→ PROBLEM TO SOLVE: Copy everything in the listing below word for word, apart from any images.

→ SOURCE EXCERPT:
━━━

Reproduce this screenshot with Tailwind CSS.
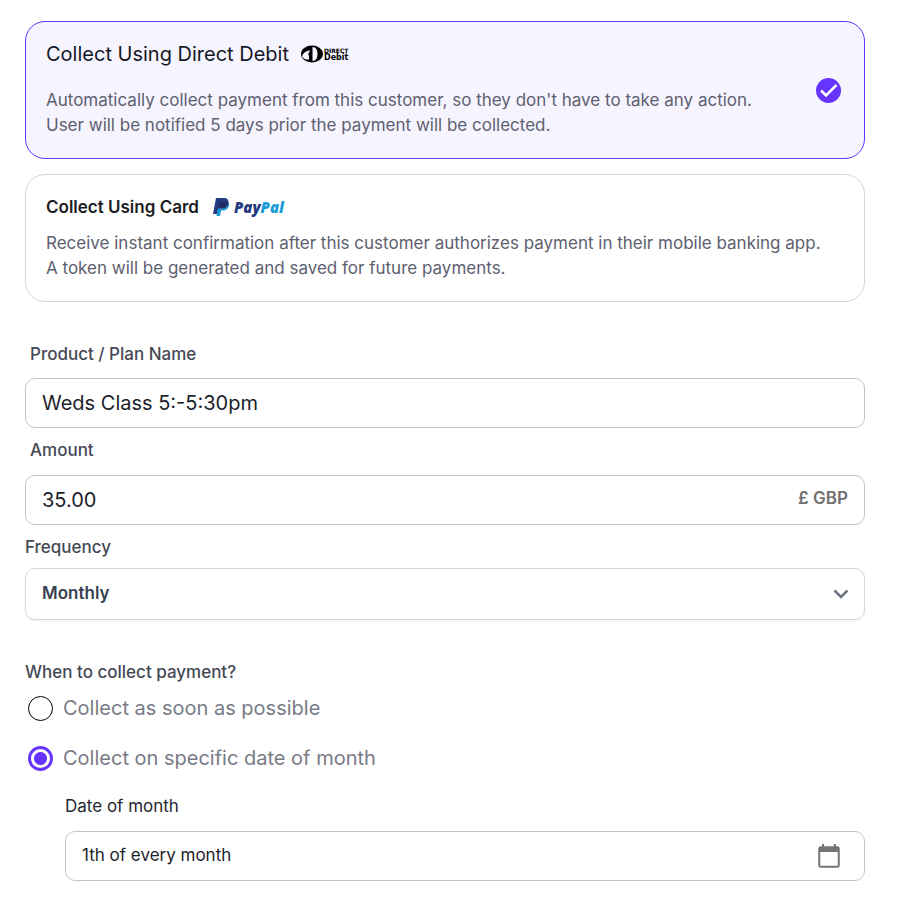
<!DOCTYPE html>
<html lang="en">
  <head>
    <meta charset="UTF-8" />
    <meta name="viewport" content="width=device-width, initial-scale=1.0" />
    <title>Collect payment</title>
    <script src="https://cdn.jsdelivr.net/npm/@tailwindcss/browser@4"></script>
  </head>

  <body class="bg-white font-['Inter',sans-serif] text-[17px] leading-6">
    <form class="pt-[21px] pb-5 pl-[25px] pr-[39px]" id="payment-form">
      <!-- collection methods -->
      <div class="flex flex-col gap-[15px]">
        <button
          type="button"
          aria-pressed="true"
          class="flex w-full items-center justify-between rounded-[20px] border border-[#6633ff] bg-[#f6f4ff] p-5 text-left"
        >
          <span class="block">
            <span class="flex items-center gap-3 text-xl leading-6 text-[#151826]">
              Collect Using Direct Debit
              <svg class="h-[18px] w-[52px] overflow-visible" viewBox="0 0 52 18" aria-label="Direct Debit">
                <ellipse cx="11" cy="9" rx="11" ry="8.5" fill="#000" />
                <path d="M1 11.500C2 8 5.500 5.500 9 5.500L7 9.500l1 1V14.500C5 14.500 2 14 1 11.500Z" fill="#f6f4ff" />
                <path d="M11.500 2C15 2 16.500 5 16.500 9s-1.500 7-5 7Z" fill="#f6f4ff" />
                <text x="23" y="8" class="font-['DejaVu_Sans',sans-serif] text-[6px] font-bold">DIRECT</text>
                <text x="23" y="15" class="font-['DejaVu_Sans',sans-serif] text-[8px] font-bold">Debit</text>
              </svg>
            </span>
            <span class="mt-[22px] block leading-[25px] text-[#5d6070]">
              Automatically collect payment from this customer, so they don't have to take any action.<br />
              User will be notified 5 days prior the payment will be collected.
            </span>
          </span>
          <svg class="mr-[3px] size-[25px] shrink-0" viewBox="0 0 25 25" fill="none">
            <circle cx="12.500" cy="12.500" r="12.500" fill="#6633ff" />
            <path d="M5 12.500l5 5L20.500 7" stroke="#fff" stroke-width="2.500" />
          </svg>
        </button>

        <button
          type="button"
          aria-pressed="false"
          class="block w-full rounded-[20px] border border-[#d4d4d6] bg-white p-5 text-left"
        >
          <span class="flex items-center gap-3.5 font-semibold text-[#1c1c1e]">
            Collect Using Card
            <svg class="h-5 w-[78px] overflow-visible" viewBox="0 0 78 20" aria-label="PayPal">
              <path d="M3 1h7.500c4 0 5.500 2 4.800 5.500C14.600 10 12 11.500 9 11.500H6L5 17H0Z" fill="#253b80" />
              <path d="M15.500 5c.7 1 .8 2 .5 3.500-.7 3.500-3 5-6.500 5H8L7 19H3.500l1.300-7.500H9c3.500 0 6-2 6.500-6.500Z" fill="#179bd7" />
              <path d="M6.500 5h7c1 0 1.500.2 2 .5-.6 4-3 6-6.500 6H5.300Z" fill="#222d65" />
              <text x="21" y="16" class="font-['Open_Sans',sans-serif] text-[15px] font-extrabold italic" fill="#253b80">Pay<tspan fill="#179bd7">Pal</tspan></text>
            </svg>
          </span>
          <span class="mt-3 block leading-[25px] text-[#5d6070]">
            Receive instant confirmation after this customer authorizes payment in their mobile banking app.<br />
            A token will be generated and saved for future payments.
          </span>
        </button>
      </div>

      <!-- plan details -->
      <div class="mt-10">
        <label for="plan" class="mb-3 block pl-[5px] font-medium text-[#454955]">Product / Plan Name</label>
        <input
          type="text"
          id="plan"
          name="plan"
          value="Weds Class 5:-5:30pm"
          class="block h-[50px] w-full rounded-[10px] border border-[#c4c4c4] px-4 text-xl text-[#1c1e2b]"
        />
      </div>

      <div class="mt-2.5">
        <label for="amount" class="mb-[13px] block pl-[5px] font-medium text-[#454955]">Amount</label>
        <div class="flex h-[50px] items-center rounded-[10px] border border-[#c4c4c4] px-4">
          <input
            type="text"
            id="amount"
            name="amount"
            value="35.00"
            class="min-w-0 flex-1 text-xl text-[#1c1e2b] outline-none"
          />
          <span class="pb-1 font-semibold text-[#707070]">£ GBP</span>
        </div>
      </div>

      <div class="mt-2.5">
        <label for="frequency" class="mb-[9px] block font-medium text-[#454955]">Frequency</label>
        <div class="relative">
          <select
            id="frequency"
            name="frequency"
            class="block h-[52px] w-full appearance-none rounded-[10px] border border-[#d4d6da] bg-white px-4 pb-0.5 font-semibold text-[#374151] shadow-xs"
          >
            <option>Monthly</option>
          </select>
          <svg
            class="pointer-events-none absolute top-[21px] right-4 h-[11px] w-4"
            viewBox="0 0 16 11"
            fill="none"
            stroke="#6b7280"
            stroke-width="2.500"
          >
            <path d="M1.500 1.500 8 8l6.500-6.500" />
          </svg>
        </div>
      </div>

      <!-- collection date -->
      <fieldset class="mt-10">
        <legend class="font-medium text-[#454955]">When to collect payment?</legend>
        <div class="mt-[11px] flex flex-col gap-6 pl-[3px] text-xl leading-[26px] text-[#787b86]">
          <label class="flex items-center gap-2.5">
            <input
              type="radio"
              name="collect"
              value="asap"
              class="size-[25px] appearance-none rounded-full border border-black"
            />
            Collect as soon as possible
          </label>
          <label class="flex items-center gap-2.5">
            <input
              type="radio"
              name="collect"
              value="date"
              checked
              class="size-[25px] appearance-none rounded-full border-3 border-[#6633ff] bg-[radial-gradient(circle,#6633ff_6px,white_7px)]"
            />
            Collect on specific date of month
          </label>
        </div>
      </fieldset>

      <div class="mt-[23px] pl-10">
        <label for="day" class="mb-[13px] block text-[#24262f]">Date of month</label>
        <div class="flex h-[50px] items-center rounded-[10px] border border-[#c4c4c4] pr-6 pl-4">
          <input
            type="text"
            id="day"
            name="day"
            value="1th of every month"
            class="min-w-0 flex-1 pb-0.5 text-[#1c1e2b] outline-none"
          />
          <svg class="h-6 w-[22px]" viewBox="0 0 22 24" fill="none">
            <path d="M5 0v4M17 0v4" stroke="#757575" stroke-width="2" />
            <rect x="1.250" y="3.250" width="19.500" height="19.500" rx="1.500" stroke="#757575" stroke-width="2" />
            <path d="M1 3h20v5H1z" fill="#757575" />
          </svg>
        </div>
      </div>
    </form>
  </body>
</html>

━━━

→ EXERCISE OUTPUT:
Reproduce this screenshot with Tailwind CSS.
<!DOCTYPE html>
<html lang="en">
  <head>
    <meta charset="UTF-8" />
    <meta name="viewport" content="width=device-width, initial-scale=1.0" />
    <title>Collect payment</title>
    <script src="https://cdn.jsdelivr.net/npm/@tailwindcss/browser@4"></script>
  </head>

  <body class="bg-white font-['Inter',sans-serif] text-[17px] leading-6">
    <form class="pt-[21px] pb-5 pl-[25px] pr-[39px]" id="payment-form">
      <!-- collection methods -->
      <div class="flex flex-col gap-[15px]">
        <button
          type="button"
          aria-pressed="true"
          class="flex w-full items-center justify-between rounded-[20px] border border-[#6633ff] bg-[#f6f4ff] p-5 text-left"
        >
          <span class="block">
            <span class="flex items-center gap-3 text-xl leading-6 text-[#151826]">
              Collect Using Direct Debit
              <svg class="h-[18px] w-[52px] overflow-visible" viewBox="0 0 52 18" aria-label="Direct Debit">
                <ellipse cx="11" cy="9" rx="11" ry="8.5" fill="#000" />
                <path d="M1 11.500C2 8 5.500 5.500 9 5.500L7 9.500l1 1V14.500C5 14.500 2 14 1 11.500Z" fill="#f6f4ff" />
                <path d="M11.500 2C15 2 16.500 5 16.500 9s-1.500 7-5 7Z" fill="#f6f4ff" />
                <text x="23" y="8" class="font-['DejaVu_Sans',sans-serif] text-[6px] font-bold">DIRECT</text>
                <text x="23" y="15" class="font-['DejaVu_Sans',sans-serif] text-[8px] font-bold">Debit</text>
              </svg>
            </span>
            <span class="mt-[22px] block leading-[25px] text-[#5d6070]">
              Automatically collect payment from this customer, so they don't have to take any action.<br />
              User will be notified 5 days prior the payment will be collected.
            </span>
          </span>
          <svg class="mr-[3px] size-[25px] shrink-0" viewBox="0 0 25 25" fill="none">
            <circle cx="12.500" cy="12.500" r="12.500" fill="#6633ff" />
            <path d="M5 12.500l5 5L20.500 7" stroke="#fff" stroke-width="2.500" />
          </svg>
        </button>

        <button
          type="button"
          aria-pressed="false"
          class="block w-full rounded-[20px] border border-[#d4d4d6] bg-white p-5 text-left"
        >
          <span class="flex items-center gap-3.5 font-semibold text-[#1c1c1e]">
            Collect Using Card
            <svg class="h-5 w-[78px] overflow-visible" viewBox="0 0 78 20" aria-label="PayPal">
              <path d="M3 1h7.500c4 0 5.500 2 4.800 5.500C14.600 10 12 11.500 9 11.500H6L5 17H0Z" fill="#253b80" />
              <path d="M15.500 5c.7 1 .8 2 .5 3.500-.7 3.500-3 5-6.500 5H8L7 19H3.500l1.300-7.500H9c3.500 0 6-2 6.500-6.500Z" fill="#179bd7" />
              <path d="M6.500 5h7c1 0 1.500.2 2 .5-.6 4-3 6-6.500 6H5.300Z" fill="#222d65" />
              <text x="21" y="16" class="font-['Open_Sans',sans-serif] text-[15px] font-extrabold italic" fill="#253b80">Pay<tspan fill="#179bd7">Pal</tspan></text>
            </svg>
          </span>
          <span class="mt-3 block leading-[25px] text-[#5d6070]">
            Receive instant confirmation after this customer authorizes payment in their mobile banking app.<br />
            A token will be generated and saved for future payments.
          </span>
        </button>
      </div>

      <!-- plan details -->
      <div class="mt-10">
        <label for="plan" class="mb-3 block pl-[5px] font-medium text-[#454955]">Product / Plan Name</label>
        <input
          type="text"
          id="plan"
          name="plan"
          value="Weds Class 5:-5:30pm"
          class="block h-[50px] w-full rounded-[10px] border border-[#c4c4c4] px-4 text-xl text-[#1c1e2b]"
        />
      </div>

      <div class="mt-2.5">
        <label for="amount" class="mb-[13px] block pl-[5px] font-medium text-[#454955]">Amount</label>
        <div class="flex h-[50px] items-center rounded-[10px] border border-[#c4c4c4] px-4">
          <input
            type="text"
            id="amount"
            name="amount"
            value="35.00"
            class="min-w-0 flex-1 text-xl text-[#1c1e2b] outline-none"
          />
          <span class="pb-1 font-semibold text-[#707070]">£ GBP</span>
        </div>
      </div>

      <div class="mt-2.5">
        <label for="frequency" class="mb-[9px] block font-medium text-[#454955]">Frequency</label>
        <div class="relative">
          <select
            id="frequency"
            name="frequency"
            class="block h-[52px] w-full appearance-none rounded-[10px] border border-[#d4d6da] bg-white px-4 pb-0.5 font-semibold text-[#374151] shadow-xs"
          >
            <option>Monthly</option>
          </select>
          <svg
            class="pointer-events-none absolute top-[21px] right-4 h-[11px] w-4"
            viewBox="0 0 16 11"
            fill="none"
            stroke="#6b7280"
            stroke-width="2.500"
          >
            <path d="M1.500 1.500 8 8l6.500-6.500" />
          </svg>
        </div>
      </div>

      <!-- collection date -->
      <fieldset class="mt-10">
        <legend class="font-medium text-[#454955]">When to collect payment?</legend>
        <div class="mt-[11px] flex flex-col gap-6 pl-[3px] text-xl leading-[26px] text-[#787b86]">
          <label class="flex items-center gap-2.5">
            <input
              type="radio"
              name="collect"
              value="asap"
              class="size-[25px] appearance-none rounded-full border border-black"
            />
            Collect as soon as possible
          </label>
          <label class="flex items-center gap-2.5">
            <input
              type="radio"
              name="collect"
              value="date"
              checked
              class="size-[25px] appearance-none rounded-full border-3 border-[#6633ff] bg-[radial-gradient(circle,#6633ff_6px,white_7px)]"
            />
            Collect on specific date of month
          </label>
        </div>
      </fieldset>

      <div class="mt-[23px] pl-10">
        <label for="day" class="mb-[13px] block text-[#24262f]">Date of month</label>
        <div class="flex h-[50px] items-center rounded-[10px] border border-[#c4c4c4] pr-6 pl-4">
          <input
            type="text"
            id="day"
            name="day"
            value="1th of every month"
            class="min-w-0 flex-1 pb-0.5 text-[#1c1e2b] outline-none"
          />
          <svg class="h-6 w-[22px]" viewBox="0 0 22 24" fill="none">
            <path d="M5 0v4M17 0v4" stroke="#757575" stroke-width="2" />
            <rect x="1.250" y="3.250" width="19.500" height="19.500" rx="1.500" stroke="#757575" stroke-width="2" />
            <path d="M1 3h20v5H1z" fill="#757575" />
          </svg>
        </div>
      </div>
    </form>
  </body>
</html>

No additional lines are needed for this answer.